↓↓↓
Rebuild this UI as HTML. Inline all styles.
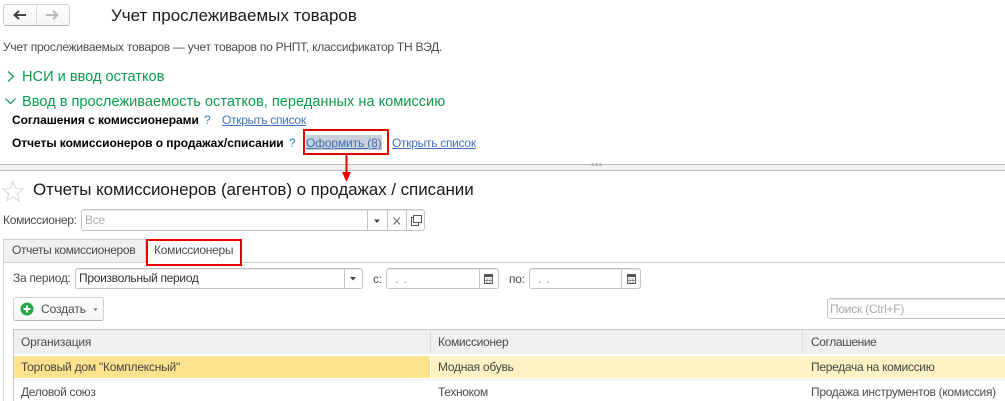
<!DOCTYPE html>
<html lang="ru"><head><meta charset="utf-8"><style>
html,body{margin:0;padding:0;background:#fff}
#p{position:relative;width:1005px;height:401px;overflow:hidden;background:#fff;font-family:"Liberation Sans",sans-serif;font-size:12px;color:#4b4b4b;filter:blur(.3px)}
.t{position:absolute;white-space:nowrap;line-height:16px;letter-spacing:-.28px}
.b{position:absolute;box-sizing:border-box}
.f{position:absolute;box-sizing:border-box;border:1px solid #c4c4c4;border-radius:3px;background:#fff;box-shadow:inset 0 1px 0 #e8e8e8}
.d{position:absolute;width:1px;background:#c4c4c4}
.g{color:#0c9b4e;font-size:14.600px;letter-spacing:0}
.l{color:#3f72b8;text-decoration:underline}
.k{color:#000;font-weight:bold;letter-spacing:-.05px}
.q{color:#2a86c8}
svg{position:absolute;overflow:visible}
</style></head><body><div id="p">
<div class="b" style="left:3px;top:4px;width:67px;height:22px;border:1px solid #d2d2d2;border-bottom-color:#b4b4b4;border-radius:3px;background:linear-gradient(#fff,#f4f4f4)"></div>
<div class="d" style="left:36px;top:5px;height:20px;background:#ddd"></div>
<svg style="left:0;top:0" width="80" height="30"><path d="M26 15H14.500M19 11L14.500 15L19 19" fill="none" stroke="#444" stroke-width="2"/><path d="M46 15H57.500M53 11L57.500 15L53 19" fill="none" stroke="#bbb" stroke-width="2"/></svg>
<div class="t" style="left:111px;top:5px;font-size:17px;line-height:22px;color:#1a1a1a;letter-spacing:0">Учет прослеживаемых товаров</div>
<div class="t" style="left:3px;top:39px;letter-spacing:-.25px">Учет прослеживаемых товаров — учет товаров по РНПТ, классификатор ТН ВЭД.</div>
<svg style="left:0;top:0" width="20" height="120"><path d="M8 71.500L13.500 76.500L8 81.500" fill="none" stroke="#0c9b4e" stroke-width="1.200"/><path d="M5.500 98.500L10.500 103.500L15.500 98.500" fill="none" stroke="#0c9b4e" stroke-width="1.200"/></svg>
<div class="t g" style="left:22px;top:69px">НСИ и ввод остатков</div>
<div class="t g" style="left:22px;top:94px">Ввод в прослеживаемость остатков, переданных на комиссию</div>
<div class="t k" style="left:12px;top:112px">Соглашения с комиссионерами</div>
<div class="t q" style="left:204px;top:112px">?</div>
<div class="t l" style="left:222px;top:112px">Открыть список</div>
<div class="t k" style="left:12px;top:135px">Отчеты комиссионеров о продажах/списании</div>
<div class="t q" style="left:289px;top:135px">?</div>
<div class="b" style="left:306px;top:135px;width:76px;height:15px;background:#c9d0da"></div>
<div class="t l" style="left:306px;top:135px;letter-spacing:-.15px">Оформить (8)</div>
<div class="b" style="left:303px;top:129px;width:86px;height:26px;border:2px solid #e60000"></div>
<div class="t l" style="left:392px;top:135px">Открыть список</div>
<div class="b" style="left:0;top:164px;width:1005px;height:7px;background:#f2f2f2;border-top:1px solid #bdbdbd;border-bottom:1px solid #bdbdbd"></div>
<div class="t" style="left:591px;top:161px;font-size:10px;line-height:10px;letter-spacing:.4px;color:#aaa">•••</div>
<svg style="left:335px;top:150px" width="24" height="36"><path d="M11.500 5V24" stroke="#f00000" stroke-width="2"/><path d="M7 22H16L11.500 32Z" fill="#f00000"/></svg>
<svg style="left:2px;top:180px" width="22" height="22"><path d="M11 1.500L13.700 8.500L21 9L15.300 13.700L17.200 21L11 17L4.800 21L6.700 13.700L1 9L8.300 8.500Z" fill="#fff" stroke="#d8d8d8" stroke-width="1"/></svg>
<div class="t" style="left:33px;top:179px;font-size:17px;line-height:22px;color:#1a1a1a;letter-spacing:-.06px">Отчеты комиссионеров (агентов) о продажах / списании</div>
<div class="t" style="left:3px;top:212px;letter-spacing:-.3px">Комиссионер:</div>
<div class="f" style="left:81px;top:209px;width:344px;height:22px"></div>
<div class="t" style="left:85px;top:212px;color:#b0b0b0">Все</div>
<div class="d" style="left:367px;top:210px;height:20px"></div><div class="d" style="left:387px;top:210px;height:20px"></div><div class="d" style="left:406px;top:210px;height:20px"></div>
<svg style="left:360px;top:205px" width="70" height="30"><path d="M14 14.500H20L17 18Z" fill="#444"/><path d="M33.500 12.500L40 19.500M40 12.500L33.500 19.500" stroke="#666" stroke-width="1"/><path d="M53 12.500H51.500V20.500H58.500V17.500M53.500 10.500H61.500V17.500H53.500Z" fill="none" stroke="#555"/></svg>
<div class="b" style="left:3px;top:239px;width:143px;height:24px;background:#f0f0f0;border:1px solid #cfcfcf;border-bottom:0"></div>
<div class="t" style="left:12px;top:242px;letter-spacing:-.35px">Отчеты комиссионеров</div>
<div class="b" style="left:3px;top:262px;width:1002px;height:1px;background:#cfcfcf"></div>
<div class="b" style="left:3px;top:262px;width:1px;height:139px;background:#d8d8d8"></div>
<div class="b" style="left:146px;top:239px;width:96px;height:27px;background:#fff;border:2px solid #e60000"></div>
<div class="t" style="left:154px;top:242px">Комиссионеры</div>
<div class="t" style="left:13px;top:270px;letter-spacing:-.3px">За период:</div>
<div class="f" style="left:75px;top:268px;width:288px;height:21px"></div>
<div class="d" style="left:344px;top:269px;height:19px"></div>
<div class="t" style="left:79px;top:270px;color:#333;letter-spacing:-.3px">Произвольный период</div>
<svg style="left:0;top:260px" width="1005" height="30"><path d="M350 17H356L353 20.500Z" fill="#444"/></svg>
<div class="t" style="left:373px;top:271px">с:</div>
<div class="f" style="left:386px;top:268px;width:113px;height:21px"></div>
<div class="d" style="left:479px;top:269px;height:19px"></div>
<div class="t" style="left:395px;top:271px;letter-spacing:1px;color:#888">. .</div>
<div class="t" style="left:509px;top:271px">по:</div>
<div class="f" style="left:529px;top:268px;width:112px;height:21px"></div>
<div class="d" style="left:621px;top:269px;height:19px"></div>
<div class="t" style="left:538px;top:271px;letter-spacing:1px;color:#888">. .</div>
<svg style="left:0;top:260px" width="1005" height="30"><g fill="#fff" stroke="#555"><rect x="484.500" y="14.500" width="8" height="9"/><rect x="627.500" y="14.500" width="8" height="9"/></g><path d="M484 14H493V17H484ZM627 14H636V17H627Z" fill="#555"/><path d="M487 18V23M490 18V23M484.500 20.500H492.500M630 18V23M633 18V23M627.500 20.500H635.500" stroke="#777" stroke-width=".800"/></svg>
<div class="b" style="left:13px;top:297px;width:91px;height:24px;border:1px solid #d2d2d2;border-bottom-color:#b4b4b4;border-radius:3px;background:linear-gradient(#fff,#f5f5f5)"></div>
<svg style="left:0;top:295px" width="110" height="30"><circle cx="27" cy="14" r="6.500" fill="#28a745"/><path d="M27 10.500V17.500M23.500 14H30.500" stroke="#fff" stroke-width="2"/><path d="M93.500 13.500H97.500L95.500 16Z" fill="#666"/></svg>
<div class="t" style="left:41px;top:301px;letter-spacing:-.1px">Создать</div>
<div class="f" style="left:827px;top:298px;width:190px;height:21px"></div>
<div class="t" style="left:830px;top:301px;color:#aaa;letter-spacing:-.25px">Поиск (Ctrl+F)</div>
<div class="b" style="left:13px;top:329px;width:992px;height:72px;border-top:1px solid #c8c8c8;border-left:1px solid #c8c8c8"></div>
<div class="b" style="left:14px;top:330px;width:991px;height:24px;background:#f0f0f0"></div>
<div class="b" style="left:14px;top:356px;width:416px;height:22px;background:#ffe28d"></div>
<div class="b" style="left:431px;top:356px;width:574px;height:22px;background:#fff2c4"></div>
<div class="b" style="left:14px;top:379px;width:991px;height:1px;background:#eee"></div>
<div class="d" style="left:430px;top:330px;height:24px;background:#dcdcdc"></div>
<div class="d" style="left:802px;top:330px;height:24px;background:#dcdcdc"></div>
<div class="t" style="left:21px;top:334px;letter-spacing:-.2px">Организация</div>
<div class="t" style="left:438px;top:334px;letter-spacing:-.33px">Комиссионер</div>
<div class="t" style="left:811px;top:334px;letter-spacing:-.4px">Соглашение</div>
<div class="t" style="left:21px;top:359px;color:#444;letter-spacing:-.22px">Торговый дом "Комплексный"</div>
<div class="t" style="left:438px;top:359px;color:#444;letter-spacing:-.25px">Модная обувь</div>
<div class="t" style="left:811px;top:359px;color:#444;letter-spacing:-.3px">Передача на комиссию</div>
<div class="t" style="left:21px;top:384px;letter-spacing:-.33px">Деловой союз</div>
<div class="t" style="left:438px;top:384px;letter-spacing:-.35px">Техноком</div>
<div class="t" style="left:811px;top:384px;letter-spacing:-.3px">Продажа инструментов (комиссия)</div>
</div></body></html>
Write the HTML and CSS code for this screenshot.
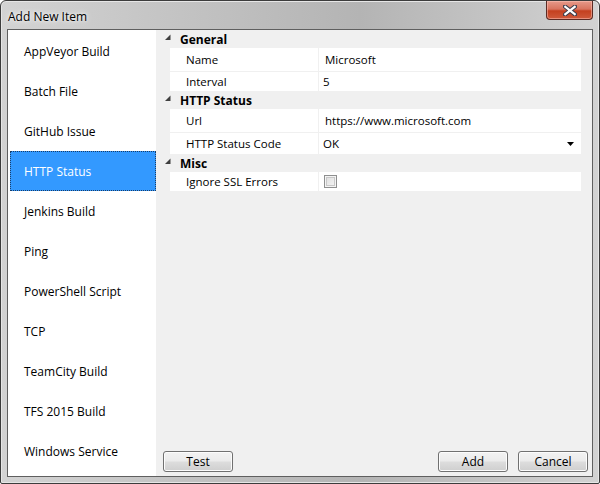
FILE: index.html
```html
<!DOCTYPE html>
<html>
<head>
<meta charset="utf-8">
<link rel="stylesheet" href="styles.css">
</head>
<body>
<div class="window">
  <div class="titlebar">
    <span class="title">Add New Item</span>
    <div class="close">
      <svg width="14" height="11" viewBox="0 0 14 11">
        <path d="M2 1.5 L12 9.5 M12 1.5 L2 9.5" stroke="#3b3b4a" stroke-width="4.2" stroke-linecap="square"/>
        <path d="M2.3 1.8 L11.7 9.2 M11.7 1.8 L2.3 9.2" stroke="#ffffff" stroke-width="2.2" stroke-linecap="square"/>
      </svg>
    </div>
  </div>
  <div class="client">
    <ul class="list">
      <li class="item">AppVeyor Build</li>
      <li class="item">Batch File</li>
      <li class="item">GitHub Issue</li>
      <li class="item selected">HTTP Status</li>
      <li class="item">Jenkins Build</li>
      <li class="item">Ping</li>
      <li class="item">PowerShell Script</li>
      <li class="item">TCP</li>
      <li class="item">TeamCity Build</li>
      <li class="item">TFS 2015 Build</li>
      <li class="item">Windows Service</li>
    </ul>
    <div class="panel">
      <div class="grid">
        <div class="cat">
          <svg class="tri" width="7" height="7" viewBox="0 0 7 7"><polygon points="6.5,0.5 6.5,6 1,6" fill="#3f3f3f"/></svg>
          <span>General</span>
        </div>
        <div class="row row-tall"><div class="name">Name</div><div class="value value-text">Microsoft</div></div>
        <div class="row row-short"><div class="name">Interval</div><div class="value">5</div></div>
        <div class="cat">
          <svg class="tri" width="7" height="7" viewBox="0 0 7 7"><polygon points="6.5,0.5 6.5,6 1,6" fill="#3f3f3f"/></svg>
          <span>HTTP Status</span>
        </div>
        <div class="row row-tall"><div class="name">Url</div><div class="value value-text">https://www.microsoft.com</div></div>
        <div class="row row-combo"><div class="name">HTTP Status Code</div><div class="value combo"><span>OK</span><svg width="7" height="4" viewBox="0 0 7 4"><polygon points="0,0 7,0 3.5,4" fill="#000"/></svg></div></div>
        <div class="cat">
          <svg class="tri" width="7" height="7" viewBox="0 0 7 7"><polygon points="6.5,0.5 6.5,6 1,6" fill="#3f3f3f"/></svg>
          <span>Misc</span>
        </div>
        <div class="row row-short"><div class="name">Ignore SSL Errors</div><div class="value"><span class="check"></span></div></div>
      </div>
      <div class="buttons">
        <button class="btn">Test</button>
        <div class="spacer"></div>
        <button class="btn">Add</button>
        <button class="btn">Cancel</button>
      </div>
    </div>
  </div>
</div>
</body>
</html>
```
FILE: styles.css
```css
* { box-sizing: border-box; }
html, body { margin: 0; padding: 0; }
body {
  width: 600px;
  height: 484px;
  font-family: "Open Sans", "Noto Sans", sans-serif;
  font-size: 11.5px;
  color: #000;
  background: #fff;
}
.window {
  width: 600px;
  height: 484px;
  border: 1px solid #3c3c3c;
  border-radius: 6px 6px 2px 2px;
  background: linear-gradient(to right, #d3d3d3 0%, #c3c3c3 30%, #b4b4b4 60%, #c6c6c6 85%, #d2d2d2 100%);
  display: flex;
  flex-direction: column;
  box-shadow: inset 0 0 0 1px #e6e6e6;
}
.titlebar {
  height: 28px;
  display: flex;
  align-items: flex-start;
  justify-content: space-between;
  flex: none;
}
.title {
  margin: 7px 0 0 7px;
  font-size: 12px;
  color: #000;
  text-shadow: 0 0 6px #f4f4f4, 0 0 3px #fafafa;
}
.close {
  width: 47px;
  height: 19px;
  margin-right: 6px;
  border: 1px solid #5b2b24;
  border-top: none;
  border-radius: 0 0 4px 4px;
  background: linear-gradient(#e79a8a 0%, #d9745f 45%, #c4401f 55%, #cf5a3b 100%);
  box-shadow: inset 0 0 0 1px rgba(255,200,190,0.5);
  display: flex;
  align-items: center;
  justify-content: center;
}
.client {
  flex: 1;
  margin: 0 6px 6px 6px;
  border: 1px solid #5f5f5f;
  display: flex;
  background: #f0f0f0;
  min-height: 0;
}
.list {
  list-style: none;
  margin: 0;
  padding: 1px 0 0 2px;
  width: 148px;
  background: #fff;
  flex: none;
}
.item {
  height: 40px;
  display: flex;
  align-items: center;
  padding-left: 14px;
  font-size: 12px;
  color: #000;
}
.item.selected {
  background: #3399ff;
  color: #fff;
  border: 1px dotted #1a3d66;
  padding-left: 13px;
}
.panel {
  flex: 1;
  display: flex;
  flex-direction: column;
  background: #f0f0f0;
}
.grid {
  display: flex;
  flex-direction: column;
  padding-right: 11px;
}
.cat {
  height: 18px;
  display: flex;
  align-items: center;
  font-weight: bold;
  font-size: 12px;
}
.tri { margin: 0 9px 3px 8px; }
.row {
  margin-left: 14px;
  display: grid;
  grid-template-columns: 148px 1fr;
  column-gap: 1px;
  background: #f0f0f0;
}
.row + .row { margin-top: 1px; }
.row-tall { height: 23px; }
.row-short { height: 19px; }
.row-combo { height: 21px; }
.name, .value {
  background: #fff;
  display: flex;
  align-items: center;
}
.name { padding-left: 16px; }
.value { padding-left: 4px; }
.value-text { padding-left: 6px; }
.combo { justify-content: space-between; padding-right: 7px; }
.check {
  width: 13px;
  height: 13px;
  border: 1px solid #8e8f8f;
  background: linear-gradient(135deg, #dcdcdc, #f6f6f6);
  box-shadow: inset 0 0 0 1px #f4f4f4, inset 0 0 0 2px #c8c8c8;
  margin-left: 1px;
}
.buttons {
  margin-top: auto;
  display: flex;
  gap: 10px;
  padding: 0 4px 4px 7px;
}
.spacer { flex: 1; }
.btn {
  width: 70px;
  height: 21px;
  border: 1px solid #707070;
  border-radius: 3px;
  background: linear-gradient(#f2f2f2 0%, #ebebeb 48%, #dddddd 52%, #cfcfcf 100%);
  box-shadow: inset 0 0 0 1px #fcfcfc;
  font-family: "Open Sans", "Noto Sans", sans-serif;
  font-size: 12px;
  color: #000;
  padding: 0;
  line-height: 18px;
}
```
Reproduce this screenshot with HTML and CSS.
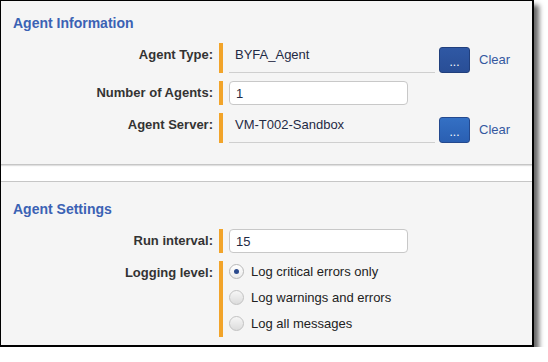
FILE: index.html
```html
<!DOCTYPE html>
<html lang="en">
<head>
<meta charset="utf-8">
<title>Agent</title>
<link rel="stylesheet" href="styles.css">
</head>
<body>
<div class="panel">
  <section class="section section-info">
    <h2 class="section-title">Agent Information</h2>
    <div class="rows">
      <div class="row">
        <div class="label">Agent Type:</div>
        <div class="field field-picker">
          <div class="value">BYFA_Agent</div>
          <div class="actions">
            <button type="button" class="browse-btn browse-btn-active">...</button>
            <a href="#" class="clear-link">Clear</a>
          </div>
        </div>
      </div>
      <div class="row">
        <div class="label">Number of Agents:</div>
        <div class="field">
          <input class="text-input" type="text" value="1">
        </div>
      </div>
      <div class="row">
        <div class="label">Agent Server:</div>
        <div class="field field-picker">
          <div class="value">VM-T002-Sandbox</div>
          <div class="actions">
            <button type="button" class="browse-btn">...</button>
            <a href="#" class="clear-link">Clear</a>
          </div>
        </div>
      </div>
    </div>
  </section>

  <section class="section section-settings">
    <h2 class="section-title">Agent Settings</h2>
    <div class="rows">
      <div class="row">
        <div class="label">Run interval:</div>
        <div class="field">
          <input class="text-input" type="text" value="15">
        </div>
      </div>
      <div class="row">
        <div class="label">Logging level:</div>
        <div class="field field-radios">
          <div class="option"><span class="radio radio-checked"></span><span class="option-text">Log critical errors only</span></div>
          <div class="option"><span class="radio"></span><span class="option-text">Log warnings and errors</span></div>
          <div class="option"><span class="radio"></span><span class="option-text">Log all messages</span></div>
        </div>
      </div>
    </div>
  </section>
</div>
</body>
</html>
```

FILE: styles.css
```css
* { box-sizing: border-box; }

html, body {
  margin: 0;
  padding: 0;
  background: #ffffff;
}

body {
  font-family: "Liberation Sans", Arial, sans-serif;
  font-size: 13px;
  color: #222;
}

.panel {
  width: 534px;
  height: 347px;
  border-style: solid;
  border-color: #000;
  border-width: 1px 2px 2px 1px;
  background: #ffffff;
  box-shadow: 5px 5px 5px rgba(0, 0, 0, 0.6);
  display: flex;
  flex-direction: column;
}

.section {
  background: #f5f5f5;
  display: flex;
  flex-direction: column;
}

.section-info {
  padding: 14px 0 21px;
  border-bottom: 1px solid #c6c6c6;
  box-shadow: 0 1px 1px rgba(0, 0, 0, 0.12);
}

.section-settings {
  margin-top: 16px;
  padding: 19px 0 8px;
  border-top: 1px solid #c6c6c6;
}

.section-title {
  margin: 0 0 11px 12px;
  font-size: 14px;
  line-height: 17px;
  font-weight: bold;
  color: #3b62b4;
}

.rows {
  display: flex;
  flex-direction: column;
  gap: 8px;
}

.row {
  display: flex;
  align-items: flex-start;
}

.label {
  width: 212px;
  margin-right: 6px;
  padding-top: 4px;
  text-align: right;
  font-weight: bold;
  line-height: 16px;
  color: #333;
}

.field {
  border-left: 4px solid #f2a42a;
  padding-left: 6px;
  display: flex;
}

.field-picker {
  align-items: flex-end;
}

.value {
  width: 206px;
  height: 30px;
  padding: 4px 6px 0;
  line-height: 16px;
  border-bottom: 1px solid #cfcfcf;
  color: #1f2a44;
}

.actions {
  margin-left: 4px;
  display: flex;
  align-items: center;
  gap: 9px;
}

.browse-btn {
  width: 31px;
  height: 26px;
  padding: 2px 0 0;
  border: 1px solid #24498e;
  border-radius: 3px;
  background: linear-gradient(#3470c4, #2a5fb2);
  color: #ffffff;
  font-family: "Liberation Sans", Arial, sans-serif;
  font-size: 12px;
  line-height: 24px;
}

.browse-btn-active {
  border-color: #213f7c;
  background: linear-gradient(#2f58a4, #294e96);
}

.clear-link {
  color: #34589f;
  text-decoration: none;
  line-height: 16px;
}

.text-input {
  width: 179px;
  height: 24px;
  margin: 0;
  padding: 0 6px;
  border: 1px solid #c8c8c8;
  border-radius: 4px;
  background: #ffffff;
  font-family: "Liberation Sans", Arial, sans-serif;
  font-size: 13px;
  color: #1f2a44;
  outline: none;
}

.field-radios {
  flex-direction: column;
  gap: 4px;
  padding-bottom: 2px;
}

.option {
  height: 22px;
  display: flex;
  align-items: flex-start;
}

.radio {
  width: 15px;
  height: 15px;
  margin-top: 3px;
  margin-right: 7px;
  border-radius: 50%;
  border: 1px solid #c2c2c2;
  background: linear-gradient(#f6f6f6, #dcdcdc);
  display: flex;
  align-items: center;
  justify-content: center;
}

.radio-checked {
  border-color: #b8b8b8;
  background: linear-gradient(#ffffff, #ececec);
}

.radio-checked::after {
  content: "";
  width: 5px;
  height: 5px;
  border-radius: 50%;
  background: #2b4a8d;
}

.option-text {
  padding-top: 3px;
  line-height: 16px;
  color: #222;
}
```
↑↑↑
Work out how many lines of the listing above include the word "screenshot". Report only the number.

2